The friar's method of greeting Thomas's wife is damning not in what is made explicit but what is implicit:

The Friar ariseth up ful curteisly,
and hire embraceth in his armes narwe,
and kiste her sweete, and chirketh as a sparwe
with his lippes
(1802 - 1805)

This is a damning description of the friar because his courtesy does not belong to the world of the sacred, but to the world of the common man. The noun 'sparwe' means sparrow, and has connotations of lewdness and sexual excess. Words such as 'embraceth', 'armes narwe' (narrow, or tight), 'kiste hire sweete', 'chirketh' and 'lippes' belong more to the world of sexual attraction than they do to the world of spiritual consolation - not what you would expect from a man who had taken a vow of chastity.

Syntax

Syntax plays an important part in Chaucer's work, for example the syntax of 'and....and' indicates a movement from speech to narrative sections. However, syntax also indicates Friar John's habit of trying to impress through rhetorical elaboration. For example:

A, yif2 that covent half a quarter otes!
A, yif that covent foure and twenty grotes!
A, yif that frere a peny, and lat hym go!
(1963 - 1965)

His syntax and choice of metaphor is pretentious and suitably punished at the end as he unconsciously anticipates the end of the tale:

'Nay, nay Thomas, it may no thyng be so!
What is a ferthyng worth parted in twelve?
Lo, ech thyng that is oned in himselve
is moore strong than when it is toscatered3
(1967 - 1970)

However, his pretentiousness is countered by animal imagery found in all Fabliaux4.
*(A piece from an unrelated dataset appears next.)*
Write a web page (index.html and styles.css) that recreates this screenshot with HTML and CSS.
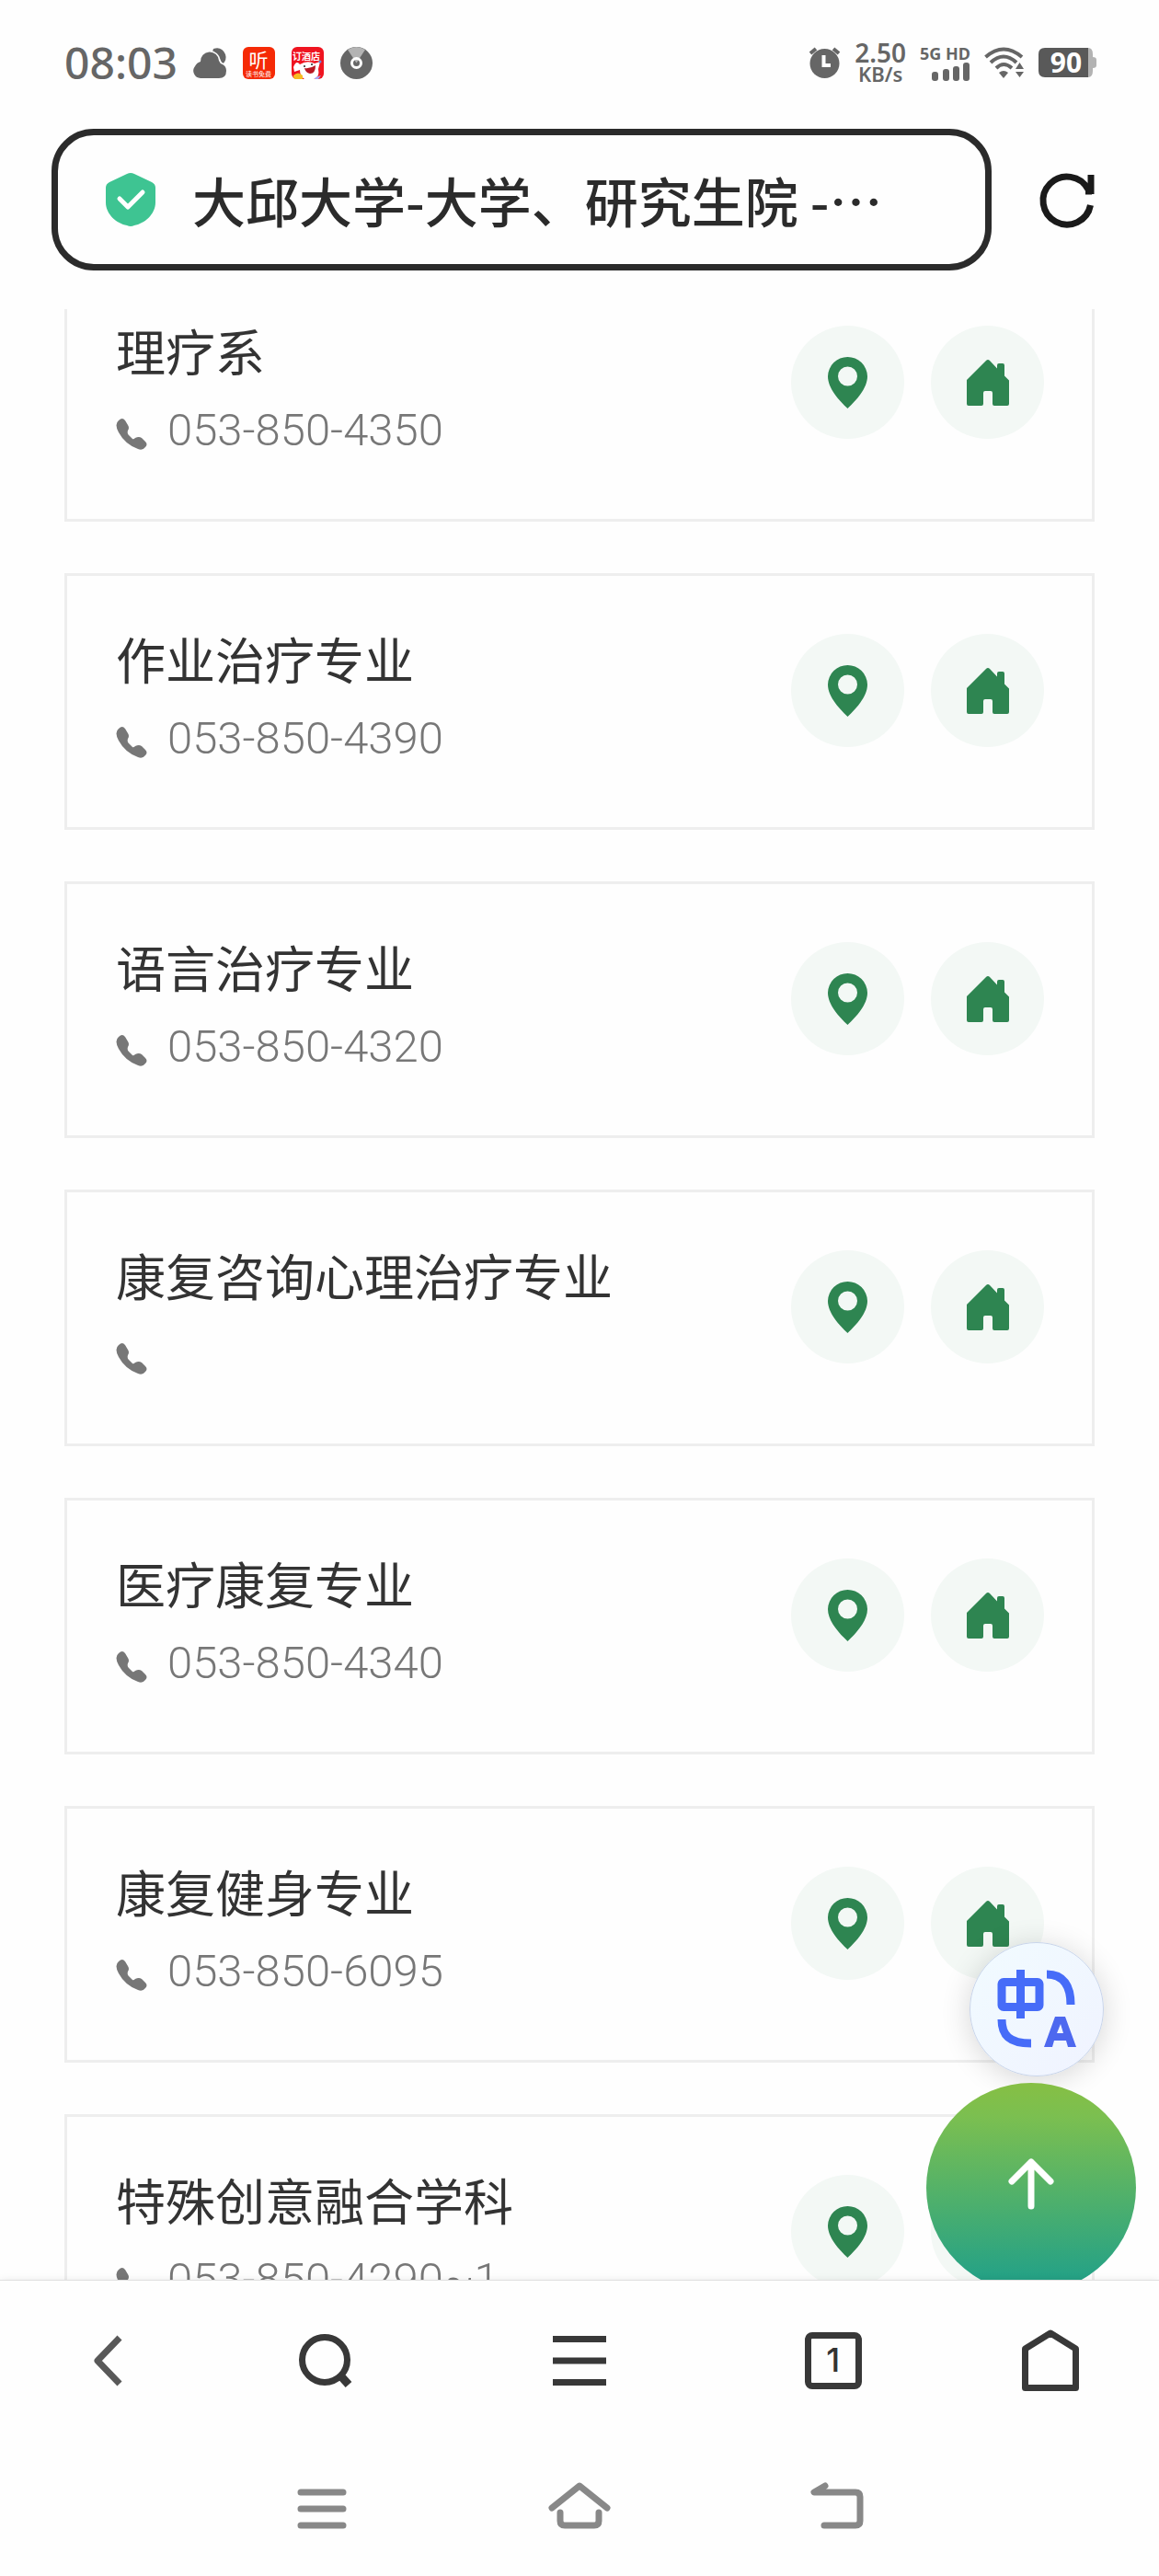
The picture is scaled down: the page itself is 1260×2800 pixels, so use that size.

Here in the Summoner's Tale are found the literal 'cat' and a proverbial 'sparrow'. A 'carthorse' and a 'wild boar' all act to counter The Friar's self glorification, as they were used to show common and often dirty animals in Chaucer's days.

1Translation:
'But well I knew he lied
Every man should fear a curse
For curses kill as shrivings bring salvation
And he should also beware of excommunication.'
2Translation: give.3Translation: divided.4Fabliaux were comic stories written in northeast France during the 1200s. Chaucer borrowed many of his ideas from these tales.